The gift Stanley left his biographer was an autobiography and other writings which are demonstrably false. Early sections of Bierman’s biography read as an extended commentary on Stanley’s autobiography. A key passage of Stanley’s account is presented and then debunked. As one example, Stanley presents himself as a youthful hero in the children’s workhouse, standing up to the tyrannical master, a rebel campaigning for justice. Bierman finds a contradiction in Stanley’s own account – why, then, was Stanley left in charge of the other children when the master was away? – and deploys corroborating evidence (interviews with other inmates, the workhouse records themselves) to argue the reality was that Stanley was actually the teacher’s pet.

Unlike a biography I recently finished (that of South Australian author, Matilda Evans) Bierman has a wealth of material to work with, and I find the debunking process gripping.
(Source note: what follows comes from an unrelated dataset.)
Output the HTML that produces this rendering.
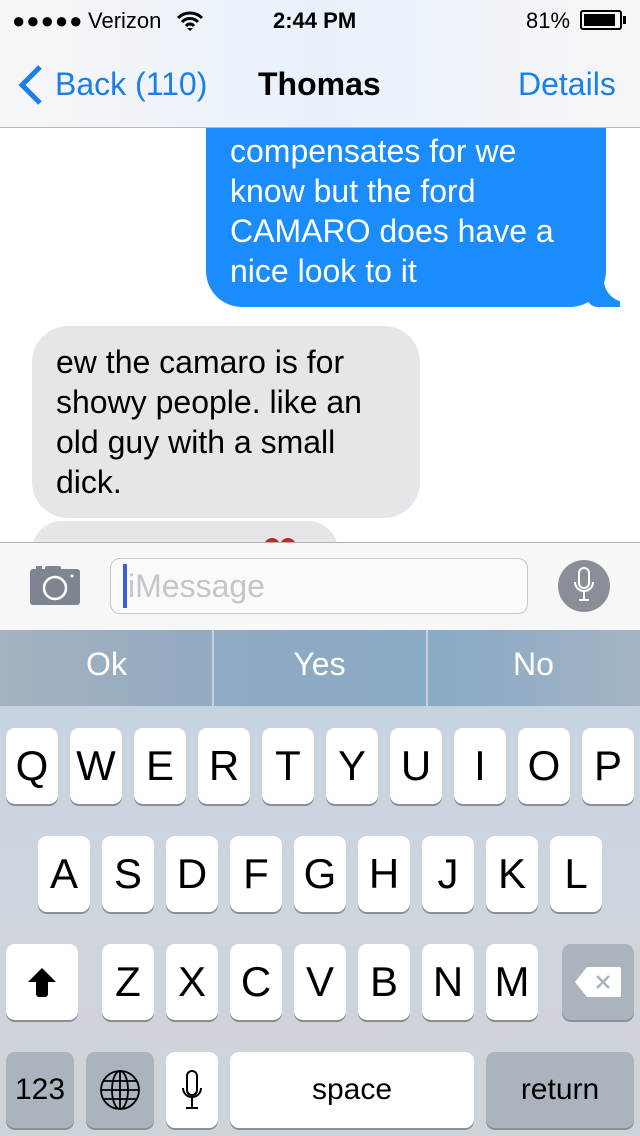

The contradictions and fabrications in Stanley’s account reveal so much about the subject’s character and the age in which he lived.

The choice of subject is surely paramount for the biographer. There are so many historical figures who cry out for attention, and yet before embarking on a biography of them, the question probably has to be: what traces have they left behind? What raw materials are there to work with? (Unless, perhaps, the greatest biographer can coax blood from a stone and produce a great biography of a subject who has left little behind. It would have to be a convincingly and fascinatingly speculative account.)